Avoiding the Overuse and Misuse of Dynamic SQL

Spaghetti code is a derogatory term for poorly written source code that contains a tangled and complex control structure, is prone to errors that are often difficult to find, correct, and modify. Anybody who has worked in an IT organization is likely familiar with this term. Perhaps you’ve even had the misfortune of twisting and winding through someone’s spaghetti in an attempt to document, troubleshoot, or make modifications. If so, then you’ve lived the nightmare and will empathize with me in this article.  Spaghetti code can be written in just about any programming language and SQL is no exception.
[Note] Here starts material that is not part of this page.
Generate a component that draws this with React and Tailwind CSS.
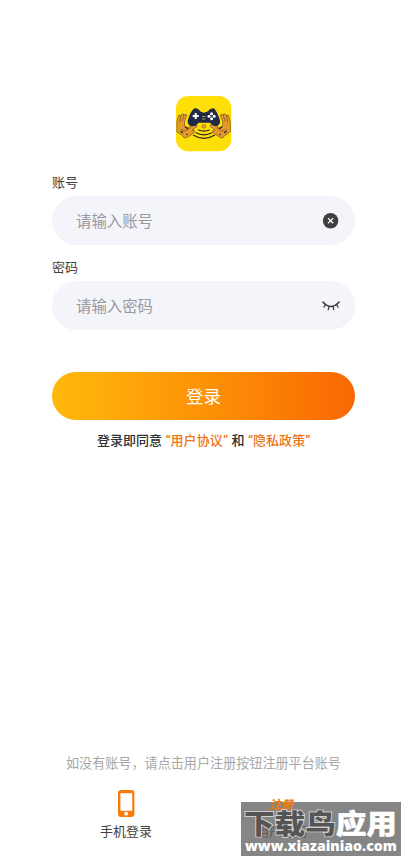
import React from "react";

const FONT = "font-[Roboto,'Noto_Sans_CJK_SC',sans-serif]";

function Hand() {
  return (
    <g stroke="#4a3420" strokeWidth="0.5" strokeLinejoin="round" strokeLinecap="round">
      <path
        fill="#e79a2b"
        d="M1 25 L2.5 19.5 Q3.6 18 4.2 20 L6 18 Q7.5 17 7.7 19 L10 18.3 Q11.4 18.6 10.5 20.5 L8.5 25 L8.5 30 L11 32 L18 28.5 Q21.5 28 21 30.5 L16 34 L18.5 34.5 Q19 37 16.5 38 L10 42 Q7.5 42.6 7 40 L1 36 Z"
      />
      <path fill="none" d="M4.6 20 L3.8 26 M8 19 L6.2 25 M5 33.5 L9 35 L14 32" />
      <path stroke="#25263b" strokeWidth="1.5" d="M9.5 31 L11.5 32.5 M11 38.5 L11.1 38.5 M5 35.5 L6.5 36.5" />
    </g>
  );
}

function Logo() {
  return (
    <svg className="h-14 w-14" viewBox="0 0 56 56" aria-hidden="true">
      <rect x="0" y="0" width="55.2" height="55.2" rx="12" fill="#ffdf08" />
      <Hand />
      <g transform="translate(55.2 0) scale(-1 1)">
        <Hand />
      </g>
      <path
        d="M18.5 12.2 Q22 11.8 24.5 15.5 Q27.8 17.8 31.5 15.5 Q34.5 11.8 38 12.2 Q41.5 16 44 24.5 Q44.5 29.5 39.5 30.3 Q36 30 34 26.8 L22.5 26.8 Q20 30.5 16 30.3 Q11.5 29.5 11.7 24.5 Q14.5 15 18.5 12.2 Z"
        fill="#202945"
      />
      <path d="M19.7 17 V23 M16.7 20 H22.7" stroke="#fff" strokeWidth="2" />
      <g fill="#fff">
        <circle cx="35.6" cy="17.7" r="1.5" />
        <circle cx="35.6" cy="22.7" r="1.5" />
        <circle cx="33" cy="20.2" r="1.5" />
        <circle cx="38.2" cy="20.2" r="1.5" />
      </g>
      <path d="M26 20.5 H29.5 M26 23 H29.5" stroke="#c5b34d" strokeWidth="0.8" />
      <circle cx="27.8" cy="30.3" r="1.9" fill="#f3a51e" stroke="#9b6728" strokeWidth="0.7" />
      <path
        d="M22.5 34 Q28 36.2 33.3 34 M20 36.8 Q28 40.8 36 36.8 M17.5 39.3 Q28 45.3 38.5 39.3"
        fill="none"
        stroke="#30251f"
        strokeWidth="1.2"
        strokeLinecap="round"
      />
    </svg>
  );
}

function ClearIcon() {
  return (
    <svg className="mr-px h-4 w-4" viewBox="0 0 16 16" aria-hidden="true">
      <circle cx="7.6" cy="7.7" r="7.7" fill="#404040" />
      <path d="M5 5.1 L10.2 10.3 M10.2 5.1 L5 10.3" stroke="#fff" strokeWidth="1.3" />
    </svg>
  );
}

function ClosedEyeIcon() {
  return (
    <svg
      className="h-3 w-[18px]"
      viewBox="0 0 18 12"
      fill="none"
      stroke="#3b3b3b"
      strokeWidth="1.5"
      strokeLinecap="round"
      aria-hidden="true"
    >
      <path d="M0.9 2 Q9 11 17.1 2" />
      <path strokeWidth="1.2" d="M3.4 4.6 L1.9 7.2 M7 6.6 L6.2 9.9 M11 6.6 L11.8 9.9 M14.6 4.6 L16.1 7.2" />
    </svg>
  );
}

function Field({ label, placeholder, icon }) {
  return (
    <div>
      <div className="h-[21px] text-[13px] leading-[15px] text-[#404040]">{label}</div>
      <div className="flex h-[49px] items-center justify-between rounded-full bg-[#f4f5fb] pr-[15px] pl-6">
        <span className="pt-[5px] text-[15.4px] text-[#99999d]">{placeholder}</span>
        {icon}
      </div>
    </div>
  );
}

function Watermark() {
  return (
    <div className="absolute top-[802px] left-[241px] h-[54px] w-[160px] bg-[#858585]">
      <div className="absolute top-[23px] left-[15px] text-[13px] leading-none text-[#5c5c5c]">用户注册</div>
      <div className="absolute -top-[3px] left-[28px] text-[12px] leading-none font-black text-[#e87c12] italic">
        注册
      </div>
      <div className="absolute top-[8px] left-[3px] flex origin-top-left scale-y-90 text-[30.6px] leading-[34px] font-black whitespace-nowrap">
        <span className="text-[#555] [-webkit-text-stroke:2px_#cfcfcf] [paint-order:stroke_fill]">下载鸟</span>
        <span className="text-white [-webkit-text-stroke:0.5px_#fff]">应用</span>
      </div>
      <div className="absolute top-[36px] left-[4px] font-['Open_Sans',sans-serif] text-[14.1px] leading-4 font-extrabold whitespace-nowrap text-white">
        www.xiazainiao.com
      </div>
    </div>
  );
}

export default function App() {
  return (
    <main
      lang="zh-CN"
      className={`${FONT} relative flex h-[859px] w-[404px] flex-col overflow-hidden bg-white pt-24`}
    >
      <div className="ml-[176px]">
        <Logo />
      </div>

      <form className="mt-[23px] ml-[52px] flex w-[303px] flex-col">
        <div className="flex flex-col gap-[15px]">
          <Field label="账号" placeholder="请输入账号" icon={<ClearIcon />} />
          <Field label="密码" placeholder="请输入密码" icon={<ClosedEyeIcon />} />
        </div>
        <button
          type="button"
          className="mt-[42px] h-12 rounded-full bg-linear-to-r from-[#ffb90c] to-[#f86703] pt-[3px] text-[17.5px] text-white"
        >
          登录
        </button>
      </form>

      <p className="mt-[13px] ml-[97px] text-[13px] leading-4 font-medium whitespace-nowrap text-[#303030] [word-spacing:0.3px]">
        登录即同意 <span className="text-[#ec7518]">“<span className="tracking-[0.1px]">用户协议</span>”</span> 和{" "}
        <span className="text-[#ec7518]">“<span className="tracking-[0.1px]">隐私政策</span>”</span>
      </p>

      <p className="mt-auto ml-[66px] text-[13.1px] leading-4 whitespace-nowrap text-[#a7a7a7]">
        如没有账号，请点击用户注册按钮注册平台账号
      </p>
      <div className="mt-[18px] mb-[19px] ml-[100px] flex w-[52px] flex-col items-center">
        <svg className="h-[27px] w-[17px]" viewBox="0 0 17 27" aria-hidden="true">
          <rect width="16.4" height="27" rx="3" fill="#fa7a0c" />
          <rect x="2.4" y="3.2" width="11.8" height="17.6" fill="#fff" />
          <circle cx="8.2" cy="23.7" r="1.9" fill="#fff" />
        </svg>
        <span className="mt-[7px] text-[13px] leading-4 whitespace-nowrap text-[#404040]">手机登录</span>
      </div>

      <Watermark />
    </main>
  );
}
For this post I will focus on what I consider to be one of most egregious types of SQL spaghetti: Dynamic SQL.

In the context of SQL Server’s Transact-SQL language, Dynamic SQL could be defined as a statement that is composed or constructed “on the fly,” meaning that the SQL engine will get wildly varying SQL statements each time the Dynamic SQL executes. There are advantages and disadvantages to using Dynamic SQL, and I have listed a few of each:

Advantages:

  • Code is highly reusable
  • Use-variable names in statements that require constants
  • Can code statements that would be either impossible or very difficult to code otherwise because of the high number of possibilities involved
  • Return row sets with a variable number of columns and/or variable column names; highly useful for SQL Server’s PIVOT command
  • Allow parameterized filtering with the IN clause
  • Sorting and grouping by almost any column from a table

Disadvantages:

  • Performance loss: the execution plan for a dynamic query cannot be cached
  • Difficult to debug
  • Difficult to modify or enhance
  • Error management is unreliable—there isn’t an easy way to validate the dynamic code or control its effects
  • Temporary tables from the main statement cannot be used, unless they are global
  • If the algorithm of the main statement has many loops, calculations or slow queries, that time will increase the time of executing the dynamic code
  • Scalability issues will surface when a Dynamic SQL code base grows large
  • Security can be compromised (SQL injection attacks are a good example of this)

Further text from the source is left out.